◆ **Instruction**
Select from the records below every line that has the word "components" in it.

◆ **Extracted data**
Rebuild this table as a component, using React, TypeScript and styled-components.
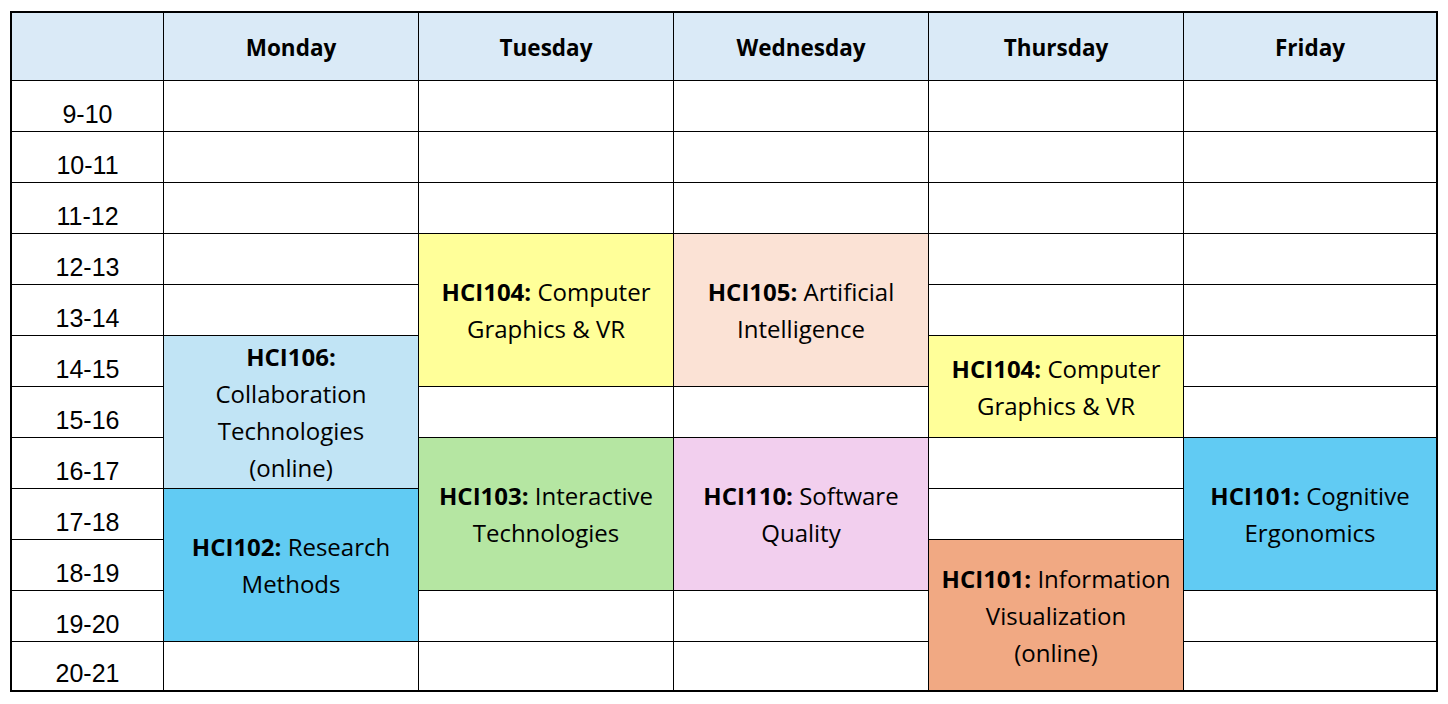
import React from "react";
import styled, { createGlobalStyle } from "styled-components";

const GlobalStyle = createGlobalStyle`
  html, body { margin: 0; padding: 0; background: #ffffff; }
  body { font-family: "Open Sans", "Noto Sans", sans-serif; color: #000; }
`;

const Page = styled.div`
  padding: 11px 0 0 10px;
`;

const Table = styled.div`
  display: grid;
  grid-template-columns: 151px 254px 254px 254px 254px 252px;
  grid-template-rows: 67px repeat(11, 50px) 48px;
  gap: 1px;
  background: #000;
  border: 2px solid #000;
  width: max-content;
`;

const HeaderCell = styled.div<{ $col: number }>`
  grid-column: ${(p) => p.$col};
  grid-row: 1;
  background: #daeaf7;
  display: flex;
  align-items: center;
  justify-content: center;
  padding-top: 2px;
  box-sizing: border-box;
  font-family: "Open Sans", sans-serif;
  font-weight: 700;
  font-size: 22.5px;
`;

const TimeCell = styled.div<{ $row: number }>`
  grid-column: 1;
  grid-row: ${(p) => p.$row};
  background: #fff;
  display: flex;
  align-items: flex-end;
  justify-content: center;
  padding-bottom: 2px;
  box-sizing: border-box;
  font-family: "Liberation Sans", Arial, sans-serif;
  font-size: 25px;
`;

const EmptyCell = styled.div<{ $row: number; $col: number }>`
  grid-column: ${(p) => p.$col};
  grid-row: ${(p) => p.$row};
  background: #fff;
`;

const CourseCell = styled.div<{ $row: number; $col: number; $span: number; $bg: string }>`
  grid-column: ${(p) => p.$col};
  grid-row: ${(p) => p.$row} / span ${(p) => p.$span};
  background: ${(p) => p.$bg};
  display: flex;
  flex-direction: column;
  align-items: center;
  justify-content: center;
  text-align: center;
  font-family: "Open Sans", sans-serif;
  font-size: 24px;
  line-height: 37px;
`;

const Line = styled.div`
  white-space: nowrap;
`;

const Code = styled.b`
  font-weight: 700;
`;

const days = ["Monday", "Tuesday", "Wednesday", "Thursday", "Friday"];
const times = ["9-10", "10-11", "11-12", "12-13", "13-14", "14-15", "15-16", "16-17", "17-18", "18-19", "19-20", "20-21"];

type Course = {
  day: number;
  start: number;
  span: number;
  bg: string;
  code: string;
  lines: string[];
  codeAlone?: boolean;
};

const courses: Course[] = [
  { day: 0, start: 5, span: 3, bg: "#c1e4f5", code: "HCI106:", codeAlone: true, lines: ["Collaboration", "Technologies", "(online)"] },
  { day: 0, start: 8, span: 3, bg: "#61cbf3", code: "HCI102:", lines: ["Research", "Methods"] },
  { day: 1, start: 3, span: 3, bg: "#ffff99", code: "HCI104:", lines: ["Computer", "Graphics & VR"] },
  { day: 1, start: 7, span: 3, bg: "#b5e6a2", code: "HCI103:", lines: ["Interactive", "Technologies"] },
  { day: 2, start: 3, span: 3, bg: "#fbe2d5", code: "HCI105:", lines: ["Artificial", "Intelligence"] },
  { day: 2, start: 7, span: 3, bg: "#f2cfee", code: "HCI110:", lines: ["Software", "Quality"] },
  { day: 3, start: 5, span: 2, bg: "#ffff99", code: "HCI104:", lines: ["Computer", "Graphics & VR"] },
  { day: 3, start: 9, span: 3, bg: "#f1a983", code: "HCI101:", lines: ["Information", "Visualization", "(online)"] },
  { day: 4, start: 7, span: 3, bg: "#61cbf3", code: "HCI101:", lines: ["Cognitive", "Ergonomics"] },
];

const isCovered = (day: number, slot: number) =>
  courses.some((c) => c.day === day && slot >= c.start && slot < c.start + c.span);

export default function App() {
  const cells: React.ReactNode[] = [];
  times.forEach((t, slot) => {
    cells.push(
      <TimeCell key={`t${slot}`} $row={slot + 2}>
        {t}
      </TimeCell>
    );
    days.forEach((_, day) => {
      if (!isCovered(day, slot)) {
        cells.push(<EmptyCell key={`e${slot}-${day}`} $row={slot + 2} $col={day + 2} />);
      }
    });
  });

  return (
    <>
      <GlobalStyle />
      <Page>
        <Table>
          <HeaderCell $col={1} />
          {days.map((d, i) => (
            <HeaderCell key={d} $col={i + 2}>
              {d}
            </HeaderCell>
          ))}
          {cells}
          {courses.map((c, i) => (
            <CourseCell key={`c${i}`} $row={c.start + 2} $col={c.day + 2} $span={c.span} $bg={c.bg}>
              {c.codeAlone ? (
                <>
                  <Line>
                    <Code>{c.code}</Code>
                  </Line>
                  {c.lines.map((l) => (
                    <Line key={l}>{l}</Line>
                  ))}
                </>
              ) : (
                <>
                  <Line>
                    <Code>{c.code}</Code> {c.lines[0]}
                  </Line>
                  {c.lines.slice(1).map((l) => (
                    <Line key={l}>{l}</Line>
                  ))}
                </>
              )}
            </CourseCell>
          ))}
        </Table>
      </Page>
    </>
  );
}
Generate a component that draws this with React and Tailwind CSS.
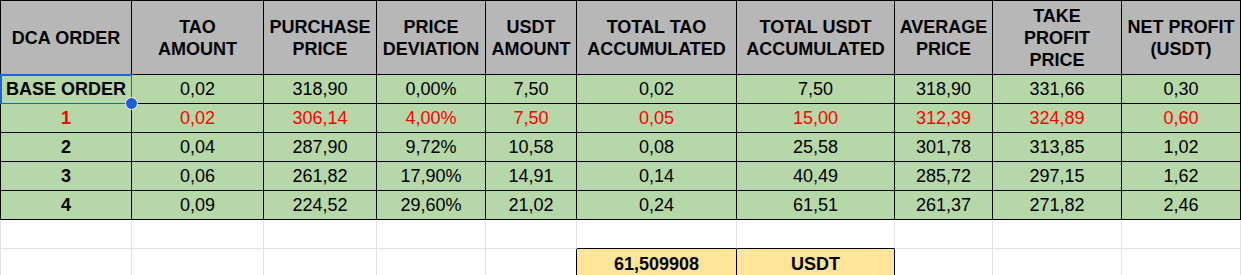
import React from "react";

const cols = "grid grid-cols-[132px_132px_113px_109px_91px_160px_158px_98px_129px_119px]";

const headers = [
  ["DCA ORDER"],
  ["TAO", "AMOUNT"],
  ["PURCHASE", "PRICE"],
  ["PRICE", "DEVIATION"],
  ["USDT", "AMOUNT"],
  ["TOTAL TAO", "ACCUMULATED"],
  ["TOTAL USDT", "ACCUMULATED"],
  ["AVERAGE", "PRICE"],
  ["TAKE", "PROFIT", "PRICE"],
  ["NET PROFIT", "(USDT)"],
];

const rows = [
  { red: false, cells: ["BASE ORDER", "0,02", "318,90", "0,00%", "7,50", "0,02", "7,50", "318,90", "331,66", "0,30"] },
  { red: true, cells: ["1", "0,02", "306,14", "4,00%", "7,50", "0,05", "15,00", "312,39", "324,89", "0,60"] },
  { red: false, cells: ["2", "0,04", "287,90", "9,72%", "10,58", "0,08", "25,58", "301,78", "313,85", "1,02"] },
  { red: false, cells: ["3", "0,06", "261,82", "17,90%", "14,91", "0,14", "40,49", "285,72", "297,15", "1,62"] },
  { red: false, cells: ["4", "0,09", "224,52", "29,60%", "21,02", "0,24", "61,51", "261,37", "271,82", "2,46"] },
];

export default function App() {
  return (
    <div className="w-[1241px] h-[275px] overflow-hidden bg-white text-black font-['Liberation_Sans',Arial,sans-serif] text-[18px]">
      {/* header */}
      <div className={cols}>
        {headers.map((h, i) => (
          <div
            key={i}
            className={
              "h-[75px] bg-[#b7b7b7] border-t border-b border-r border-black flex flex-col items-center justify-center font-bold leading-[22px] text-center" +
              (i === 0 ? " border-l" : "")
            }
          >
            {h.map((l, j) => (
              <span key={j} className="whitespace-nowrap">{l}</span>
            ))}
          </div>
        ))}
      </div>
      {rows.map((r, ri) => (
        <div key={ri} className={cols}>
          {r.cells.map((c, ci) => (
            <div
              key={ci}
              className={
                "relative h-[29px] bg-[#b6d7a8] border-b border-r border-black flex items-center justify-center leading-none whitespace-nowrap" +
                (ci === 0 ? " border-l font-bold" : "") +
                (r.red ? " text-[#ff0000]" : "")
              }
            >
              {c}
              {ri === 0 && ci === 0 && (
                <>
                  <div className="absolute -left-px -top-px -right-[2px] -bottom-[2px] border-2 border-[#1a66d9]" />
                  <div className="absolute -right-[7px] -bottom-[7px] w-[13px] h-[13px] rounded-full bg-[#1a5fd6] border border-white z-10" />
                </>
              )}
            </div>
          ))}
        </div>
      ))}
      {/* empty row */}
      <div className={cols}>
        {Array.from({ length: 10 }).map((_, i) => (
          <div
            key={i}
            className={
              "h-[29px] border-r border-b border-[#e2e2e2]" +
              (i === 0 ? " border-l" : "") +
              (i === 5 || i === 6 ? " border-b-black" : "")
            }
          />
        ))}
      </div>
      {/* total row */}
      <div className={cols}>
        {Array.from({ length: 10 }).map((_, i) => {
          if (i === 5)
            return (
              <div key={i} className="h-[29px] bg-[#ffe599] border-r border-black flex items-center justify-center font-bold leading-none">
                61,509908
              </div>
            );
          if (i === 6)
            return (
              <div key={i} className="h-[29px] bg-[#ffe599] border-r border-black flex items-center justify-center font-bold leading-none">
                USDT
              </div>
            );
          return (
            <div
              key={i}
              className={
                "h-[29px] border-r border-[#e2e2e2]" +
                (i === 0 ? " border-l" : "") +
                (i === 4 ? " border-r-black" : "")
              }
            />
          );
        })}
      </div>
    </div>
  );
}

◆ **Output for this exercise**
Rebuild this table as a component, using React, TypeScript and styled-components.
import styled, { createGlobalStyle } from "styled-components";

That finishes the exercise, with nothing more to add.